As we begin the second Lent of the coronavirus pandemic, I invite you to sit with the first reading from the Book of Joel. Listen as if you’ve never heard it before. magine that he is writing to us and our situation today.
“Rend your hearts, not your garments, and return to the Lord, your God. For gracious and merciful is he, slow to anger, rich in kindness.”
While we do not know much about the person who wrote these words, we do know that he was writing to a community in a time of crisis, a plague of locusts had wreaked havoc on livelihoods.
My friends, we have been living through a crisis which has indeed wreaked havoc on both livelihoods and lives. As we begin our second pandemic Lent, we are tired and we are weary. And here is the gift of forty days, a sacred time set aside for prayer, contemplation, and reflection. What better time to return our weary hearts to God, to rest in God’s kindness, mercy, and graciousness?
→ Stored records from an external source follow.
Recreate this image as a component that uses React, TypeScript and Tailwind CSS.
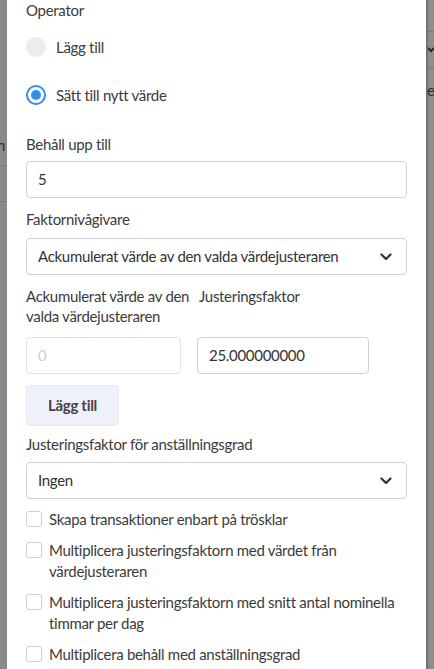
import React from "react";

const font = { fontFamily: '"Lato", "Noto Sans", sans-serif' };

const Chevron = () => (
  <svg width="12" height="8" viewBox="0 0 12 8" className="text-[#333]">
    <path d="M1.5 1.5 L6 6 L10.5 1.5" fill="none" stroke="currentColor" strokeWidth="2.2" strokeLinecap="round" strokeLinejoin="round" />
  </svg>
);

const Radio = ({ checked, label }: { checked?: boolean; label: string }) => (
  <div className="flex items-center h-[20px]">
    {checked ? (
      <div className="w-[20px] h-[20px] rounded-full border-[2px] border-[#2f8ff0] flex items-center justify-center">
        <div className="w-[10px] h-[10px] rounded-full bg-[#2f8ff0]" />
      </div>
    ) : (
      <div className="w-[20px] h-[20px] rounded-full bg-[#ececec]" />
    )}
    <span className="ml-[10px] text-[15px] text-[#3b3b3b]">{label}</span>
  </div>
);

const Select = ({ value }: { value: string }) => (
  <div className="h-[37px] border border-[#d2d2d2] rounded-[4px] flex items-center justify-between pl-[11px] pr-[14px]">
    <span className="text-[15px] text-[#333]">{value}</span>
    <Chevron />
  </div>
);

const Check = ({ lines }: { lines: string[] }) => (
  <div className="flex items-start">
    <div className="w-[16px] h-[16px] mt-[2px] border border-[#cfcfcf] rounded-[3px] shrink-0" />
    <div className="ml-[7px] text-[15px] leading-[21px] text-[#3b3b3b]">
      {lines.map((l, i) => (
        <div key={i} className="whitespace-nowrap">{l}</div>
      ))}
    </div>
  </div>
);

export default function App() {
  return (
    <div className="flex w-[434px] h-[669px] overflow-hidden bg-[#8b8b8b] tracking-[-0.3px]" style={font}>
      {/* left strip of dimmed page */}
      <div className="w-[7px] shrink-0 bg-[#8a8a8a] flex flex-col overflow-hidden">
        <div className="h-[136px]" />
        <div className="text-[15px] leading-[18px] text-[#2c2c2c] -ml-[3px]">n</div>
        <div className="h-[11px]" />
        <div className="h-px bg-[#7a7a7a]" />
        <div className="h-[35px]" />
        <div className="h-px bg-[#7a7a7a]" />
        <div className="flex-1" />
      </div>

      {/* modal */}
      <div className="w-[419px] shrink-0 bg-white pl-[19px] pr-[19px] text-[#3b3b3b]">
        <div className="text-[15px] leading-[22px] -mt-[1px]">Operator</div>
        <div className="mt-[16px]">
          <Radio label="Lägg till" />
        </div>
        <div className="mt-[28px]">
          <Radio checked label="Sätt till nytt värde" />
        </div>

        <div className="text-[15px] leading-[22px] mt-[28px]">Behåll upp till</div>
        <div className="mt-[6px] h-[37px] border border-[#d2d2d2] rounded-[4px] flex items-center pl-[11px] text-[15px] text-[#333]">
          5
        </div>

        <div className="text-[15px] leading-[22px] mt-[10px]">Faktornivågivare</div>
        <div className="mt-[8px]">
          <Select value="Ackumulerat värde av den valda värdejusteraren" />
        </div>

        <div className="flex mt-[11px] gap-[16px]">
          <div className="w-[155px]">
            <div className="text-[15px] leading-[20px] h-[50px]">
              <div className="whitespace-nowrap">Ackumulerat värde av den</div>
              <div className="whitespace-nowrap">valda värdejusteraren</div>
            </div>
            <div className="mt-[1px] h-[37px] border border-[#e3e3e3] rounded-[4px] flex items-center pl-[11px] text-[15px] text-[#d0d0d0]">
              0
            </div>
          </div>
          <div className="w-[172px]">
            <div className="text-[15px] leading-[20px] h-[50px] pl-[2px]">Justeringsfaktor</div>
            <div className="mt-[1px] h-[37px] border border-[#d2d2d2] rounded-[4px] flex items-center pl-[11px] text-[15px] text-[#333]">
              25.000000000
            </div>
          </div>
        </div>

        <div className="mt-[11px] w-[93px] h-[41px] rounded-[4px] bg-[#eff1f8] border border-[#e6e9f2] flex items-center justify-center text-[15px] font-bold text-[#4a3e48]">
          Lägg till
        </div>

        <div className="text-[15px] leading-[22px] mt-[7px]">Justeringsfaktor för anställningsgrad</div>
        <div className="mt-[7px]">
          <Select value="Ingen" />
        </div>

        <div className="mt-[10px] flex flex-col gap-[10px]">
          <Check lines={["Skapa transaktioner enbart på trösklar"]} />
          <Check lines={["Multiplicera justeringsfaktorn med värdet från", "värdejusteraren"]} />
          <Check lines={["Multiplicera justeringsfaktorn med snitt antal nominella", "timmar per dag"]} />
          <Check lines={["Multiplicera behåll med anställningsgrad"]} />
        </div>
      </div>

      {/* right strip of dimmed page */}
      <div className="flex-1 flex bg-[#8d8d8d] overflow-hidden">
        <div className="w-[2px] shrink-0 bg-[#727272]" />
        <div className="flex-1 flex flex-col">
          <div className="h-[31px]" />
          <div className="h-px bg-[#7b7b7b]" />
          <div className="h-[35px] flex items-center text-[#2a2a2a]">
            <svg width="6" height="8" viewBox="0 0 6 8">
              <path d="M0 2 L3 5 L6 2" fill="none" stroke="currentColor" strokeWidth="2" />
            </svg>
          </div>
          <div className="h-px bg-[#7b7b7b]" />
          <div className="text-[15px] leading-[18px] text-[#2c2c2c] mt-[13px] -ml-[1px]">er</div>
          <div className="flex-1" />
        </div>
      </div>
    </div>
  );
}
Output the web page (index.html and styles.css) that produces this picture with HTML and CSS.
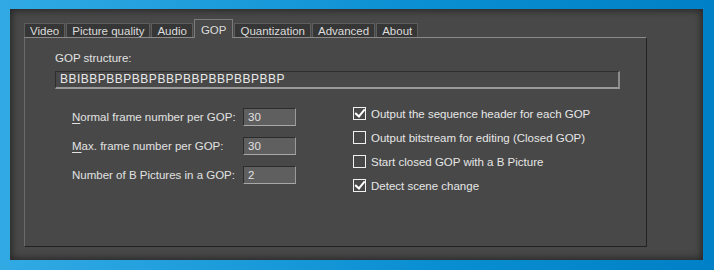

We have already been fasting in ways we never could have imagined: grandparents from grandchildren, children from playmates, entire parish communities from the Eucharist. More than one person I know has remarked that it’s almost like we have been in Lent for over a year.
What we would give to be able to answer Joel’s call—to blow the trumpet, or sing a song together even, call an assembly, assemble the elders, gather the children and the infants—without having to worry about virus strains and social distancing.
We weep for lives lost during the pandemic. We lament the economic impact on parents who are struggling to feed their families or keep a roof over their children’s heads. Some may indeed be wondering, “Where is God in all of this?”—and Joel replies: “The Lord was stirred with concern for his land and took pity on his people.”
This is our God, here with us in good times and bad, gracious and kind and merciful.
In the second reading, Paul reminds us that we are called not only to return our own hearts to God, but to go out and be “ambassadors for Christ,” with our hearts and with our lives.
How might I, how might you, how might we, be ambassadors for Christ this Lent, even with the pandemic reality?
How might we be ambassadors for Christ in our families, at our in-person or virtual workplaces, running errands, reaching out to someone who is alone and has been alone for quite some time?
Through our prayer, study, and action we have an opportunity this Lent to return to God with our whole hearts and bring Christ to others, not when the pandemic is finally over, or we’ve moved into our new normal, but now and here, these forty days. As Paul says: “Behold, now is a very acceptable time.”